One never quite knew what each day would hold. Sometimes I’d be flying through the leafy lanes of Jardin du Plantes on the back of a scooter with a mission to buy rare first-editions from a retiring French author. Other days I simply sorted dusty books. If a book abruptly flew off the shelves, it was said to be “the ghost of George”, who, famously capricious, had been known to throw a tome or two at those who suddenly displeased him.

Although little writing was ever done, I began to truly feel like a writer. I adopted the French art of flaneuring – wandering around without intention or direction.
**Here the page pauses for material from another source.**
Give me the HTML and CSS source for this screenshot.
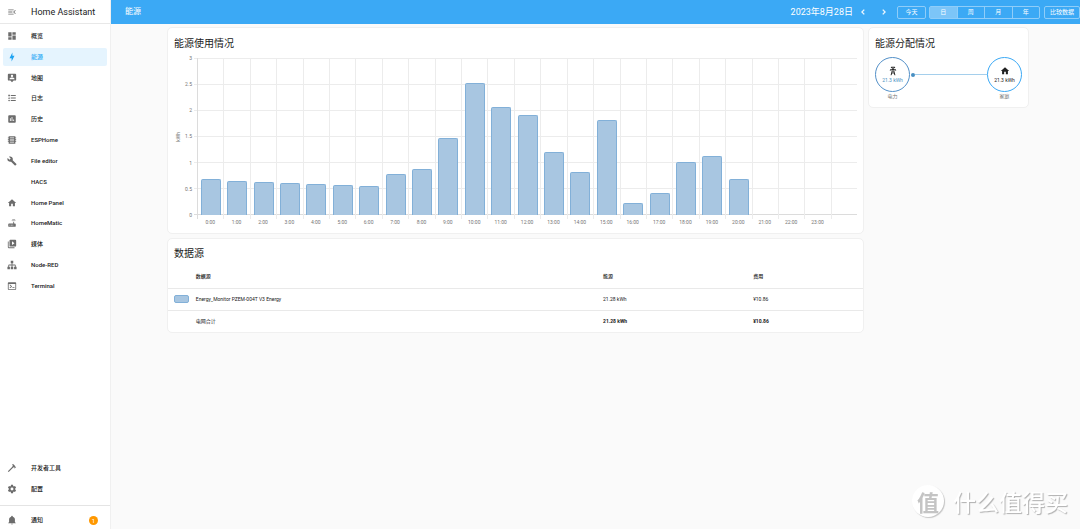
FILE: index.html
```html
<!DOCTYPE html>
<html lang="zh-CN">
<head>
<meta charset="utf-8">
<meta name="viewport" content="width=device-width, initial-scale=1">
<title>能源 – Home Assistant</title>
<link rel="stylesheet" href="styles.css">
</head>
<body>
<div class="app">
  <aside class="sidebar">
    <div class="brand">
      <button class="icon-button" type="button" aria-label="折叠侧栏"><svg class="icon" viewBox="0 0 24 24"><path d="M21,15.61L19.59,17L14.58,12L19.59,7L21,8.39L17.44,12L21,15.61M3,6H16V8H3V6M3,13V11H13V13H3M3,18V16H16V18H3Z"/></svg></button>
      <span class="brand-name">Home Assistant</span>
    </div>
    <nav class="nav nav-main">
      <a class="nav-item" href="#"><svg class="icon" viewBox="0 0 24 24"><path d="M13,3V9H21V3M13,21H21V11H13M3,21H11V15H3M3,13H11V3H3V13Z"/></svg><span>概览</span></a>
      <a class="nav-item active" href="#" aria-current="page"><svg class="icon" viewBox="0 0 24 24"><path d="M11 15H6L13 1V9H18L11 23V15Z"/></svg><span>能源</span></a>
      <a class="nav-item" href="#"><svg class="icon" viewBox="0 0 24 24"><path d="M20,2H4A2,2 0 0,0 2,4V16A2,2 0 0,0 4,18H8L12,22L16,18H20A2,2 0 0,0 22,16V4A2,2 0 0,0 20,2M12,4.3C13.5,4.3 14.7,5.5 14.7,7C14.7,8.5 13.5,9.7 12,9.7C10.5,9.7 9.3,8.5 9.3,7C9.3,5.5 10.5,4.3 12,4.3M18,15H6V14.1C6,12.1 10,11 12,11C14,11 18,12.1 18,14.1V15Z"/></svg><span>地图</span></a>
      <a class="nav-item" href="#"><svg class="icon" viewBox="0 0 24 24"><path d="M5,9.5L7.5,14H2.5L5,9.5M3,4H7V8H3V4M5,20A2,2 0 0,0 7,18A2,2 0 0,0 5,16A2,2 0 0,0 3,18A2,2 0 0,0 5,20M9,5V7H21V5H9M9,19H21V17H9V19M9,13H21V11H9V13Z"/></svg><span>日志</span></a>
      <a class="nav-item" href="#"><svg class="icon" viewBox="0 0 24 24"><path d="M17 17H15V13H17M13 17H11V7H13M9 17H7V10H9M19 3H5C3.89 3 3 3.89 3 5V19C3 20.11 3.9 21 5 21H19C20.11 21 21 20.11 21 19V5C21 3.89 20.1 3 19 3Z"/></svg><span>历史</span></a>
      <a class="nav-item" href="#"><svg class="icon" viewBox="0 0 24 24"><path d="M4 3H20V6H22V8H20V10H22V12H20V14H22V16H20V21H4V16H2V14H4V12H2V10H4V8H2V6H4V3M7 6V8H17V6H7M7 11V13H17V11H7M7 16V18H17V16H7Z"/></svg><span>ESPHome</span></a>
      <a class="nav-item" href="#"><svg class="icon" viewBox="0 0 24 24"><path d="M22.7,19L13.6,9.9C14.5,7.6 14,4.9 12.1,3C10.1,1 7.1,0.6 4.7,1.7L9,6L6,9L1.6,4.7C0.4,7.1 0.9,10.1 2.9,12.1C4.8,14 7.5,14.5 9.8,13.6L18.9,22.7C19.3,23.1 19.9,23.1 20.3,22.7L22.6,20.4C23.1,20 23.1,19.3 22.7,19Z"/></svg><span>File editor</span></a>
      <a class="nav-item" href="#"><span class="icon"></span><span>HACS</span></a>
      <a class="nav-item" href="#"><svg class="icon" viewBox="0 0 24 24"><path d="M10,20V14H14V20H19V12H22L12,3L2,12H5V20H10Z"/></svg><span>Home Panel</span></a>
      <a class="nav-item" href="#"><svg class="icon" viewBox="0 0 24 24"><path d="M20.2,5.9L21,5.1C19.6,3.7 17.8,3 16,3C14.2,3 12.4,3.7 11,5.1L11.8,5.9C13,4.8 14.5,4.2 16,4.2C17.5,4.2 19,4.8 20.2,5.9M19.3,6.7C18.4,5.8 17.2,5.3 16,5.3C14.8,5.3 13.6,5.8 12.7,6.7L13.5,7.5C14.2,6.8 15.1,6.5 16,6.5C16.9,6.5 17.8,6.8 18.5,7.5L19.3,6.7M19,13H17V9H15V13H5A2,2 0 0,0 3,15V19A2,2 0 0,0 5,21H19A2,2 0 0,0 21,19V15A2,2 0 0,0 19,13M8,18H6V16H8V18M11.5,18H9.5V16H11.5V18M15,18H13V16H15V18Z"/></svg><span>HomeMatic</span></a>
      <a class="nav-item" href="#"><svg class="icon" viewBox="0 0 24 24"><path d="M4,6H2V20A2,2 0 0,0 4,22H18V20H4V6M20,2H8A2,2 0 0,0 6,4V16A2,2 0 0,0 8,18H20A2,2 0 0,0 22,16V4A2,2 0 0,0 20,2M12,14.5V5.5L18,10L12,14.5Z"/></svg><span>媒体</span></a>
      <a class="nav-item" href="#"><svg class="icon" viewBox="0 0 24 24"><path d="M9,2V8H11V11H5C3.89,11 3,11.89 3,13V16H1V22H7V16H5V13H11V16H9V22H15V16H13V13H19V16H17V22H23V16H21V13C21,11.89 20.11,11 19,11H13V8H15V2H9Z"/></svg><span>Node-RED</span></a>
      <a class="nav-item" href="#"><svg class="icon" viewBox="0 0 24 24"><path d="M20,19V7H4V19H20M20,3A2,2 0 0,1 22,5V19A2,2 0 0,1 20,21H4A2,2 0 0,1 2,19V5C2,3.89 2.9,3 4,3H20M13,17V15H18V17H13M9.58,13L5.57,9H8.4L11.7,12.3C12.09,12.69 12.09,13.33 11.7,13.72L8.42,17H5.59L9.58,13Z"/></svg><span>Terminal</span></a>
    </nav>
    <nav class="nav nav-tools">
      <a class="nav-item" href="#"><svg class="icon" viewBox="0 0 24 24"><path d="M2,19.63L13.43,8.2L12.72,7.5L14.14,6.07L12,3.89C13.2,2.7 15.09,2.7 16.27,3.89L19.87,7.5L18.45,8.91H21.29L22,9.62L18.45,13.21L17.74,12.5V9.62L16.27,11.04L15.56,10.33L4.13,21.76L2,19.63Z"/></svg><span>开发者工具</span></a>
      <a class="nav-item" href="#"><svg class="icon" viewBox="0 0 24 24"><path d="M12,15.5A3.5,3.5 0 0,1 8.5,12A3.5,3.5 0 0,1 12,8.5A3.5,3.5 0 0,1 15.5,12A3.5,3.5 0 0,1 12,15.5M19.43,12.97C19.47,12.65 19.5,12.33 19.5,12C19.5,11.67 19.47,11.34 19.43,11L21.54,9.37C21.73,9.22 21.78,8.95 21.66,8.73L19.66,5.27C19.54,5.05 19.27,4.96 19.05,5.05L16.56,6.05C16.04,5.66 15.5,5.32 14.87,5.07L14.5,2.42C14.46,2.18 14.25,2 14,2H10C9.75,2 9.54,2.18 9.5,2.42L9.13,5.07C8.5,5.32 7.96,5.66 7.44,6.05L4.95,5.05C4.73,4.96 4.46,5.05 4.34,5.27L2.34,8.73C2.21,8.95 2.27,9.22 2.46,9.37L4.57,11C4.53,11.34 4.5,11.67 4.5,12C4.5,12.33 4.53,12.65 4.57,12.97L2.46,14.63C2.27,14.78 2.21,15.05 2.34,15.27L4.34,18.73C4.46,18.95 4.73,19.03 4.95,18.95L7.44,17.94C7.96,18.34 8.5,18.68 9.13,18.93L9.5,21.58C9.54,21.82 9.75,22 10,22H14C14.25,22 14.46,21.82 14.5,21.58L14.87,18.93C15.5,18.67 16.04,18.34 16.56,17.94L19.05,18.95C19.27,19.03 19.54,18.95 19.66,18.73L21.66,15.27C21.78,15.05 21.73,14.78 21.54,14.63L19.43,12.97Z"/></svg><span>配置</span></a>
    </nav>
    <div class="notifications">
      <a class="nav-item" href="#"><svg class="icon" viewBox="0 0 24 24"><path d="M21,19V20H3V19L5,17V11C5,7.9 7.03,5.17 10,4.29C10,4.19 10,4.1 10,4A2,2 0 0,1 12,2A2,2 0 0,1 14,4C14,4.1 14,4.19 14,4.29C16.97,5.17 19,7.9 19,11V17L21,19M14,21A2,2 0 0,1 12,23A2,2 0 0,1 10,21"/></svg><span>通知</span><span class="badge">1</span></a>
    </div>
  </aside>

  <div class="page">
    <header class="toolbar">
      <h1 class="page-title">能源</h1>
      <span class="date">2023年8月28日</span>
      <div class="arrows">
        <button class="icon-button" type="button" aria-label="前一天"><svg class="icon" viewBox="0 0 24 24"><path d="M15.41,16.58L10.83,12L15.41,7.41L14,6L8,12L14,18L15.41,16.58Z"/></svg></button>
        <button class="icon-button" type="button" aria-label="后一天"><svg class="icon" viewBox="0 0 24 24"><path d="M8.59,16.58L13.17,12L8.59,7.41L10,6L16,12L10,18L8.59,16.58Z"/></svg></button>
      </div>
      <button class="outlined today" type="button">今天</button>
      <div class="segmented" role="group" aria-label="周期">
        <button class="segment selected" type="button" aria-pressed="true">日</button>
        <button class="segment" type="button">周</button>
        <button class="segment" type="button">月</button>
        <button class="segment" type="button">年</button>
      </div>
      <button class="outlined compare" type="button">比较数据</button>
    </header>

    <main class="content">
      <div class="column">
        <section class="card usage">
          <h2 class="card-title">能源使用情况</h2>
          <div class="chart">
            <div class="unit"><span>kWh</span></div>
            <div class="scale"><span>3</span><span>2.5</span><span>2</span><span>1.5</span><span>1</span><span>0.5</span><span>0</span></div>
            <div class="plot">
              <div class="rows"><i></i><i></i><i></i><i></i><i></i><i></i></div>
              <div class="bars">
                <div class="slot"><div class="bar" style="height:23%"></div></div>
                <div class="slot"><div class="bar" style="height:21.7%"></div></div>
                <div class="slot"><div class="bar" style="height:20.8%"></div></div>
                <div class="slot"><div class="bar" style="height:20.5%"></div></div>
                <div class="slot"><div class="bar" style="height:19.7%"></div></div>
                <div class="slot"><div class="bar" style="height:18.8%"></div></div>
                <div class="slot"><div class="bar" style="height:18.3%"></div></div>
                <div class="slot"><div class="bar" style="height:26%"></div></div>
                <div class="slot"><div class="bar" style="height:29%"></div></div>
                <div class="slot"><div class="bar" style="height:48.8%"></div></div>
                <div class="slot"><div class="bar" style="height:84.3%"></div></div>
                <div class="slot"><div class="bar" style="height:69%"></div></div>
                <div class="slot"><div class="bar" style="height:64%"></div></div>
                <div class="slot"><div class="bar" style="height:40%"></div></div>
                <div class="slot"><div class="bar" style="height:27.7%"></div></div>
                <div class="slot"><div class="bar" style="height:60.3%"></div></div>
                <div class="slot"><div class="bar" style="height:7.7%"></div></div>
                <div class="slot"><div class="bar" style="height:14%"></div></div>
                <div class="slot"><div class="bar" style="height:33.7%"></div></div>
                <div class="slot"><div class="bar" style="height:37.3%"></div></div>
                <div class="slot"><div class="bar" style="height:23%"></div></div>
                <div class="slot"></div>
                <div class="slot"></div>
                <div class="slot"></div>
                <div class="slot"></div>
              </div>
            </div>
            <div class="hours"><span>0:00</span><span>1:00</span><span>2:00</span><span>3:00</span><span>4:00</span><span>5:00</span><span>6:00</span><span>7:00</span><span>8:00</span><span>9:00</span><span>10:00</span><span>11:00</span><span>12:00</span><span>13:00</span><span>14:00</span><span>15:00</span><span>16:00</span><span>17:00</span><span>18:00</span><span>19:00</span><span>20:00</span><span>21:00</span><span>22:00</span><span>23:00</span><span></span></div>
          </div>
        </section>

        <section class="card sources">
          <h2 class="card-title">数据源</h2>
          <table class="table">
            <thead><tr><th class="c-swatch"></th><th class="c-name" scope="col">数据源</th><th class="c-energy" scope="col">能源</th><th scope="col">费用</th></tr></thead>
            <tbody>
              <tr><td><div class="swatch"></div></td><td>Energy_Monitor PZEM-004T V3 Energy</td><td>21.28 kWh</td><td>¥10.86</td></tr>
              <tr class="total"><td></td><th scope="row">电网合计</th><td>21.28 kWh</td><td>¥10.86</td></tr>
            </tbody>
          </table>
        </section>
      </div>

      <section class="card distribution">
        <h2 class="card-title">能源分配情况</h2>
        <div class="flow">
          <div class="node">
            <div class="circle grid-node"><svg class="icon" viewBox="0 0 24 24"><path d="M8.28,5.45L6.5,4.55L7.76,2H16.23L17.5,4.55L15.72,5.44L15,4H9L8.28,5.45M18.62,8H14.09L13.3,5H10.7L9.91,8H5.38L4.1,10.55L5.89,11.44L6.62,10H17.38L18.1,11.45L19.89,10.56L18.62,8M17.77,22H15.7L15.46,21.1L12,15.9L8.53,21.1L8.3,22H6.23L9.12,11H11.19L10.83,12.35L12,14.1L13.16,12.35L12.81,11H14.88L17.77,22M11.4,15L10.5,13.65L9.32,18.13L11.4,15M14.68,18.12L13.5,13.64L12.6,15L14.68,18.12Z"/></svg><span>21.3 kWh</span></div>
            <span class="node-label">电力</span>
          </div>
          <div class="link"></div>
          <div class="node">
            <div class="circle home-node"><svg class="icon" viewBox="0 0 24 24"><path d="M10,20V14H14V20H19V12H22L12,3L2,12H5V20H10Z"/></svg><span>21.3 kWh</span></div>
            <span class="node-label">家庭</span>
          </div>
        </div>
      </section>
    </main>
  </div>
</div>
<div class="watermark"><span class="seal">值</span><span>什么值得买</span></div>
</body>
</html>
```
FILE: styles.css
```css
* { box-sizing: border-box; }
body {
  margin: 0;
  background: #fafafa;
  color: #212121;
  font: 6px/8px Roboto, "Noto Sans CJK SC", sans-serif;
}
h1, h2 { margin: 0; font-weight: 400; }
a { color: inherit; text-decoration: none; }
button {
  margin: 0;
  padding: 0;
  border: 0;
  background: none;
  color: inherit;
  font: inherit;
}
.icon { display: block; flex: none; width: 10px; height: 10px; fill: currentColor; }

.app { display: flex; min-height: 100vh; }
.sidebar {
  display: flex;
  flex-direction: column;
  flex: none;
  width: 111px;
  border-right: 1px solid #f0f0f0;
  background: #fff;
}
.brand {
  display: flex;
  align-items: center;
  gap: 14px;
  height: 24px;
  padding-left: 7px;
  border-bottom: 1px solid #e8e8e8;
}
.brand .icon-button { color: #727272; }
.brand-name { font-size: 9px; line-height: 12px; }
.nav { display: flex; flex-direction: column; justify-content: space-between; padding: 0 3px; }
.nav-main { height: 268px; margin-top: 3px; }
.nav-tools { gap: 3px; margin-top: auto; padding-bottom: 7px; }
.nav-item {
  display: flex;
  align-items: center;
  gap: 14px;
  height: 18px;
  padding: 0 4px;
  border-radius: 2px;
  font-weight: 500;
}
.nav-item .icon { color: #6c6c6c; }
.nav-item.active { background: #e5f4fe; color: #2fabf5; }
.nav-item.active .icon { color: #1da3f2; }
.notifications { padding: 5px 3px 0; border-top: 1px solid #e4e4e4; }
.badge {
  width: 9px;
  height: 9px;
  margin: 0 5px 0 auto;
  border-radius: 50%;
  background: #ff9800;
  color: #fff;
  font-weight: 400;
  line-height: 9px;
  text-align: center;
}

.page { flex: 1; min-width: 0; }
.toolbar {
  display: flex;
  align-items: center;
  height: 24px;
  padding-left: 14px;
  background: #3ba9f5;
  color: #fff;
}
.page-title { flex: 1; font-size: 8px; line-height: 12px; }
.date { font-size: 9px; line-height: 12px; }
.arrows { display: flex; gap: 11px; margin: 0 8px 0 5px; }
.arrows .icon { stroke: currentColor; stroke-width: 1; }
.outlined, .segmented { height: 13px; border: 1px solid #8fcdf9; border-radius: 2px; }
.today { width: 29px; margin-right: 3px; }
.segmented { display: flex; width: 111px; margin-right: 4px; }
.segment { flex: 1; }
.segment + .segment { border-left: 1px solid #8fcdf9; }
.segment.selected { background: #7cc5f8; }
.compare { width: 36px; }

.content {
  display: grid;
  grid-template-columns: 1fr 161px;
  align-items: start;
  gap: 4px;
  padding: 3px 51px 0 56px;
}
.column { display: grid; gap: 4px; min-width: 0; }
.card { border: 1px solid #f0f0f0; border-radius: 5px; background: #fff; }
.card-title { padding: 8px 6px 0; font-size: 10px; line-height: 16px; }

.chart {
  display: grid;
  grid-template-columns: 8px 11px 1fr;
  grid-template-rows: 157px auto;
  column-gap: 2px;
  padding: 6px 6px 7px;
  color: #757575;
  font-size: 5px;
}
.unit { display: flex; align-items: center; }
.unit span { writing-mode: vertical-rl; transform: rotate(180deg); }
.scale { display: flex; flex-direction: column; justify-content: space-between; margin: -4px 3px -4px 0; text-align: right; }
.plot { display: grid; }
.rows, .bars { grid-area: 1 / 1; display: flex; }
.rows { flex-direction: column; margin-left: -3px; border-bottom: 1px solid #dcdcdc; }
.rows i { flex: 1; border-top: 1px solid #ececec; }
.bars { z-index: 1; }
.slot { display: flex; flex: 1; align-items: flex-end; justify-content: center; margin-bottom: -4px; padding-bottom: 4px; border-left: 1px solid #ececec; }
.slot:first-child { border-color: #dcdcdc; }
.bar {
  width: 20px;
  border: 1px solid #82b0d8;
  border-bottom: 0;
  border-radius: 2px 2px 0 0;
  background: #a8c6e1;
}
.hours { display: flex; grid-column: 3; padding-top: 3px; }
.hours span { flex: 1; text-align: center; }

.sources .card-title { padding-top: 7px; }
.table { width: 100%; margin-top: 2px; border-collapse: collapse; table-layout: fixed; font-size: 5px; text-align: left; }
.table th, .table td { height: 22px; padding: 0; font-weight: 400; }
.table thead th { height: 24px; font-weight: 500; }
.table tbody tr { border-top: 1px solid #e9e9e9; }
.table .total td { font-weight: 700; }
.c-swatch { width: 4%; }
.c-name { width: 58.6%; }
.c-energy { width: 21.6%; }
.swatch { width: 15px; height: 8px; margin-left: 6px; border: 1px solid #82b0d8; border-radius: 2px; background: #a8c6e1; }

.flow { display: flex; justify-content: space-between; padding: 5px 6px 7px; }
.node { display: flex; flex-direction: column; align-items: center; }
.circle {
  display: flex;
  flex-direction: column;
  align-items: center;
  justify-content: center;
  width: 35px;
  height: 35px;
  border: 1px solid;
  border-radius: 50%;
  font-size: 5px;
}
.circle .icon { color: #212121; }
.grid-node { border-color: #5390c8; color: #488fc2; }
.home-node { border-color: #3ba9f5; }
.home-node span { color: #212121; }
.node-label { color: #757575; font-size: 5px; }
.link { display: flex; flex: 1; align-items: center; height: 35px; }
.link::before { width: 4px; height: 4px; margin-left: 1px; border-radius: 50%; background: #488fc2; content: ""; }
.link::after { flex: 1; height: 1px; background: #a5cfec; content: ""; }

.watermark {
  position: fixed;
  right: 12px;
  bottom: 11px;
  display: flex;
  align-items: center;
  gap: 9px;
  color: #fff;
  font: 500 23px/34px "Noto Sans CJK SC", sans-serif;
  text-shadow: 1px 1px 1px #b0b0b0;
}
.seal {
  width: 32px;
  height: 32px;
  border-radius: 50%;
  background: #fff;
  box-shadow: 1px 1px 1px #c4c4c4;
  color: #c4c4c4;
  font-size: 22px;
  font-weight: 700;
  line-height: 32px;
  text-align: center;
  text-shadow: none;
}
```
Armed with observations of Parisian life, I would scribble my thoughts down at street-side cafes or in the shade of chestnut trees in Jardin du Luxembourg (where Hemingway used to hunt pigeons to feed his family). On weekends, Tumbleweeds would make crepes in the kitchen of George’s apartment above the shop. Sunday afternoons were spent attending tea parties run by an octogenarian Welsh poet who regaled us with stories of how George used to cut his hair by setting it alight with a candle, or leave his shop entrusted to an unwitting customer, only to return a week later.

A woman smiles at the camera. She sits on the bank of a river with a small picnic laid out next to her
Edwina having a picnic on the banks of the Seine © Edwina Hart / Lonely Planet

At dusk we’d bond over a bottle of €2 Bordeaux, as we sat along the banks of the Seine with a view of the soaring buttress of Notre Dame. The very same “majestic and sublime edifice” immortalised by Victor Hugo, glowed in the moonlight, as it has for over 800 years. We’d return to the store in the small hours of the morning to be bombarded with insults from the drunkard of the quarter, and drifted to sleep with the echo of his beer tins hitting the window frame.

Many visitors come to Paris, drawn by the nostalgia of the Roaring Twenties. Trailing the tourist sites, they may leave disappointed and unable to capture the city’s elusive essence. That year, writing new chapters to the history of Shakespeare and Company, I came as close as I could. In that quaint little bookstore by the Seine, among the books, and surrounded by the yellowing pages of the past, I found Paris.